▶ Data provided:
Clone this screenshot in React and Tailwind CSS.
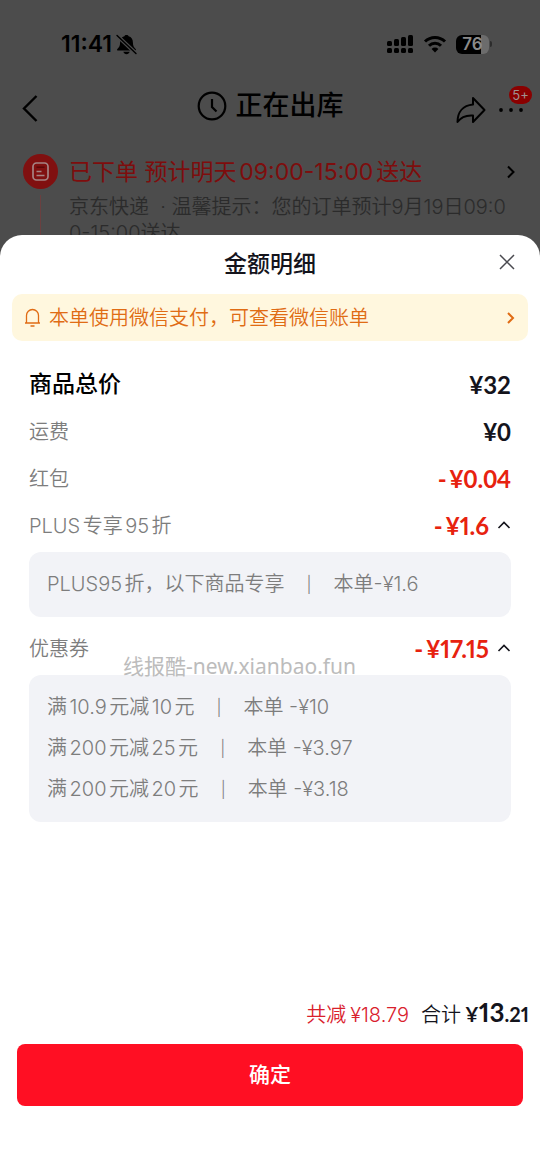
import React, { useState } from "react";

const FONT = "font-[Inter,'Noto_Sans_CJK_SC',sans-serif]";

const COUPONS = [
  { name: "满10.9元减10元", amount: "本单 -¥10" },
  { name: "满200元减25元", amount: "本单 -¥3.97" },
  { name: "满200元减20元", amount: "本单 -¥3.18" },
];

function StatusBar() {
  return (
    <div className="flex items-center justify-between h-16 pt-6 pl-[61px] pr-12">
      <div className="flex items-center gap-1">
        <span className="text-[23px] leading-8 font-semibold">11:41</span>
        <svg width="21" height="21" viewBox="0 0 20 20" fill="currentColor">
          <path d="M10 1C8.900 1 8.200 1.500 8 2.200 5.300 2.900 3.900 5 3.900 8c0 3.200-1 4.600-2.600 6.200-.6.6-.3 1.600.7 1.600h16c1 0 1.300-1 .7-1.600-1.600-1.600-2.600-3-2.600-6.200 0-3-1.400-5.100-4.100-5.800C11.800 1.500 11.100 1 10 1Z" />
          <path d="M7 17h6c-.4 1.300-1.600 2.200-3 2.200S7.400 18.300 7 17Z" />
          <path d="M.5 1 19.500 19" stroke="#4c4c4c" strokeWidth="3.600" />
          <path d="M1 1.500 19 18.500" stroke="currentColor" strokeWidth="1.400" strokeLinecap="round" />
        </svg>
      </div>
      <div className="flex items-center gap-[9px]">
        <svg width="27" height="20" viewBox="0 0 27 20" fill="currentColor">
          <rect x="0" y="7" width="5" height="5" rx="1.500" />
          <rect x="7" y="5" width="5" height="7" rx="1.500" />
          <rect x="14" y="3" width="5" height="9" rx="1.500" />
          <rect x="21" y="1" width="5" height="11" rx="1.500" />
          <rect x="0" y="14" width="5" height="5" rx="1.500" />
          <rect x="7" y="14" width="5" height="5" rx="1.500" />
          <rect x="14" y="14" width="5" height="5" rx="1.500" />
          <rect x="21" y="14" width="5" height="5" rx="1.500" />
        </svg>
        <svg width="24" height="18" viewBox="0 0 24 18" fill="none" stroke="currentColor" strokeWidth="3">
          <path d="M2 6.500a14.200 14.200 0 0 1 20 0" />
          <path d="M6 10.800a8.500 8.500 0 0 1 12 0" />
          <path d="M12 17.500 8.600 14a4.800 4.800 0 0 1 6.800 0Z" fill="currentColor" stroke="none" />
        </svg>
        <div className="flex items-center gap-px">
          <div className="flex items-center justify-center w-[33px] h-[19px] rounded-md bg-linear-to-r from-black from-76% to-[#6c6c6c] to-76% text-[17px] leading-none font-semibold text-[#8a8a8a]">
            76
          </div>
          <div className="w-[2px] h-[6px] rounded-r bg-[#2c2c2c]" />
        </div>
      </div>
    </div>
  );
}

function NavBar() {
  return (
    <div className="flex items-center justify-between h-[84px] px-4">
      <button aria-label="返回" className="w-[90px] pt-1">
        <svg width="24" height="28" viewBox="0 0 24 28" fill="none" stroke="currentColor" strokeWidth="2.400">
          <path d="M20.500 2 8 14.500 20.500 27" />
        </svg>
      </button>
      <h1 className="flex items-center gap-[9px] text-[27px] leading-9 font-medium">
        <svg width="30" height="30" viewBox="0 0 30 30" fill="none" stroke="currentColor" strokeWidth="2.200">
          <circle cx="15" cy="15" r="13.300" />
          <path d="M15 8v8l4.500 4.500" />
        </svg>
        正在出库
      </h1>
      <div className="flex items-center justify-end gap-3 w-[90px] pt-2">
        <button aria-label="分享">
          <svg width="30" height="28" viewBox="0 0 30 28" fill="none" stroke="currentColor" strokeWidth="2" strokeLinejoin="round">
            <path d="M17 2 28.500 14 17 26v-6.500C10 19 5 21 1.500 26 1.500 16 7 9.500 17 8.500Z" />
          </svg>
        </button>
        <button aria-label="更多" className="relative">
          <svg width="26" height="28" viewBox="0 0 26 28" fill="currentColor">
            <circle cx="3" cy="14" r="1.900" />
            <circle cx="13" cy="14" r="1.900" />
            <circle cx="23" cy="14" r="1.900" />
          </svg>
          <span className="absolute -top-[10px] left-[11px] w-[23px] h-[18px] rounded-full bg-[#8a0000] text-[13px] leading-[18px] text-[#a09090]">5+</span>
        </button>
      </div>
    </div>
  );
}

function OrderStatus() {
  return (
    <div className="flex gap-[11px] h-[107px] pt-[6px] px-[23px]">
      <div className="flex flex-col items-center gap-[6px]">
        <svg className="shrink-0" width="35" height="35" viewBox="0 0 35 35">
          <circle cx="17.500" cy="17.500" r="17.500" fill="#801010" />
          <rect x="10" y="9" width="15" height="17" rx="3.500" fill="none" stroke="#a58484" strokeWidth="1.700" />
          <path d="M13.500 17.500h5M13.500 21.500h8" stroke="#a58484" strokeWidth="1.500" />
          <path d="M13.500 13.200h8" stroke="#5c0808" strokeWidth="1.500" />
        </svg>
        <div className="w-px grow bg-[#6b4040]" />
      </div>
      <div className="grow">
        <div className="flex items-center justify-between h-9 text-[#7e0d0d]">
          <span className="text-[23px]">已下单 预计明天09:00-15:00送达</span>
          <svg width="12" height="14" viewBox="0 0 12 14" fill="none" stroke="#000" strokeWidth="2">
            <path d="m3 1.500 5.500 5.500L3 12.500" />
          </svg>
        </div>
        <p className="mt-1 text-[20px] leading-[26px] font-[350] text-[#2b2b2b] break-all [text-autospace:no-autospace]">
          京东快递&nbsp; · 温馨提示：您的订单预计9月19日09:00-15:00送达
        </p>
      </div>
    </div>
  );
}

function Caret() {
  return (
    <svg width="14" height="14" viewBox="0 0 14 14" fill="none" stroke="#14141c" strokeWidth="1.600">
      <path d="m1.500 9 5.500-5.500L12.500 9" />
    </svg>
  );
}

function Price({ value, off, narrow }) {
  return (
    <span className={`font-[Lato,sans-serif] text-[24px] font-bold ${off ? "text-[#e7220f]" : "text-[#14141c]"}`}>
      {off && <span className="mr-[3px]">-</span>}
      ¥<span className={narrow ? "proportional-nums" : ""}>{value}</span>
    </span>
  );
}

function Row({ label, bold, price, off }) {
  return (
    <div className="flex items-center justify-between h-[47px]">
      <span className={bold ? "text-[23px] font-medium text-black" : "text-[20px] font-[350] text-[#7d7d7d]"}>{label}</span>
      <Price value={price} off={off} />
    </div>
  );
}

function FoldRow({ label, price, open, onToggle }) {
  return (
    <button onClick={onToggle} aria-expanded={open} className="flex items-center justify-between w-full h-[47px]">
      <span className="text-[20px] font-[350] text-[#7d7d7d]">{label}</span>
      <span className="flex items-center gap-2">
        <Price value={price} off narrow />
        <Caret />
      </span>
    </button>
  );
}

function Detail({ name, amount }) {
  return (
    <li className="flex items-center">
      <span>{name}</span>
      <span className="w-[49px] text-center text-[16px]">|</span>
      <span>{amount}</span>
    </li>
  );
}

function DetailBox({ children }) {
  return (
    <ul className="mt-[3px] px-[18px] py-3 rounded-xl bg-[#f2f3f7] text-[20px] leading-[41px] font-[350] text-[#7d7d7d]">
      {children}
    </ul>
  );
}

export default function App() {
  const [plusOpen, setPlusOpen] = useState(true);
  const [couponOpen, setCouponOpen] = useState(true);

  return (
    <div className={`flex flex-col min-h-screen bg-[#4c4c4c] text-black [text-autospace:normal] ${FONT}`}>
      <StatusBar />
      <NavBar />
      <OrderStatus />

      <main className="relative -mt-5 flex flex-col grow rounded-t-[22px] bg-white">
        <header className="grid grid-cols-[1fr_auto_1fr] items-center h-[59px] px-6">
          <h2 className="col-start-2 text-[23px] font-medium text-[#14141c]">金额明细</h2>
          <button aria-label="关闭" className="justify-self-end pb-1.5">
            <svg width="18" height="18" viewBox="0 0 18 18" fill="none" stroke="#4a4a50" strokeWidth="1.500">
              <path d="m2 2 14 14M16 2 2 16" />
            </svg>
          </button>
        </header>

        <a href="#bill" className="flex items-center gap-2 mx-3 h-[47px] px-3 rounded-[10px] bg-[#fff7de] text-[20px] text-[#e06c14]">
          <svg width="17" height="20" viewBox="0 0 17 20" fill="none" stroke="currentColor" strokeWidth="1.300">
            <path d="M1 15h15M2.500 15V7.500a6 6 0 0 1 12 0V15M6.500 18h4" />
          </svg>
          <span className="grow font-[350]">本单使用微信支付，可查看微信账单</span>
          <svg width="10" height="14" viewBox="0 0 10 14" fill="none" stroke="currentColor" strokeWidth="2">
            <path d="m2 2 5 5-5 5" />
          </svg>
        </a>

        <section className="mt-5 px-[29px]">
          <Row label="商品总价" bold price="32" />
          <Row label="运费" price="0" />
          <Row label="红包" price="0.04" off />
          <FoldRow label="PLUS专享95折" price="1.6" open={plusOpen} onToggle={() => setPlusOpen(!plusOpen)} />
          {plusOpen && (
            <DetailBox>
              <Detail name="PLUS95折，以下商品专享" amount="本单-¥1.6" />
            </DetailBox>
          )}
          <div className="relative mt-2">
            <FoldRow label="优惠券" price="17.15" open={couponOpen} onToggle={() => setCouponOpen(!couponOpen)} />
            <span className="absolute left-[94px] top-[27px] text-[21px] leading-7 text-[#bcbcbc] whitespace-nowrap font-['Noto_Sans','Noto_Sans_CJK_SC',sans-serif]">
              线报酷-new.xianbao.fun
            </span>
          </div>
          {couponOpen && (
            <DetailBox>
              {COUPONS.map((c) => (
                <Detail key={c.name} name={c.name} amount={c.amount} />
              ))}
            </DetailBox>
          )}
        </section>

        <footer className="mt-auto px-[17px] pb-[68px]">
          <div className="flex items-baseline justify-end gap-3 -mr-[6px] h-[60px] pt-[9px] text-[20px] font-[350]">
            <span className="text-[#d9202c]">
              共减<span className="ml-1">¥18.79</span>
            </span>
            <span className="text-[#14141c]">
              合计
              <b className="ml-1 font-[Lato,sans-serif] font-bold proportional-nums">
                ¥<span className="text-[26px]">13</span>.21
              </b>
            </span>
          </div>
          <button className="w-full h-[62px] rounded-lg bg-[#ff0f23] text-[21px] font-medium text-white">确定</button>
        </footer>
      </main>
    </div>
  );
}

▶ Task instructions: From the listing above, collect each line in which the string "React" appears.

▶ Result below:
Clone this screenshot in React and Tailwind CSS.
import React, { useState } from "react";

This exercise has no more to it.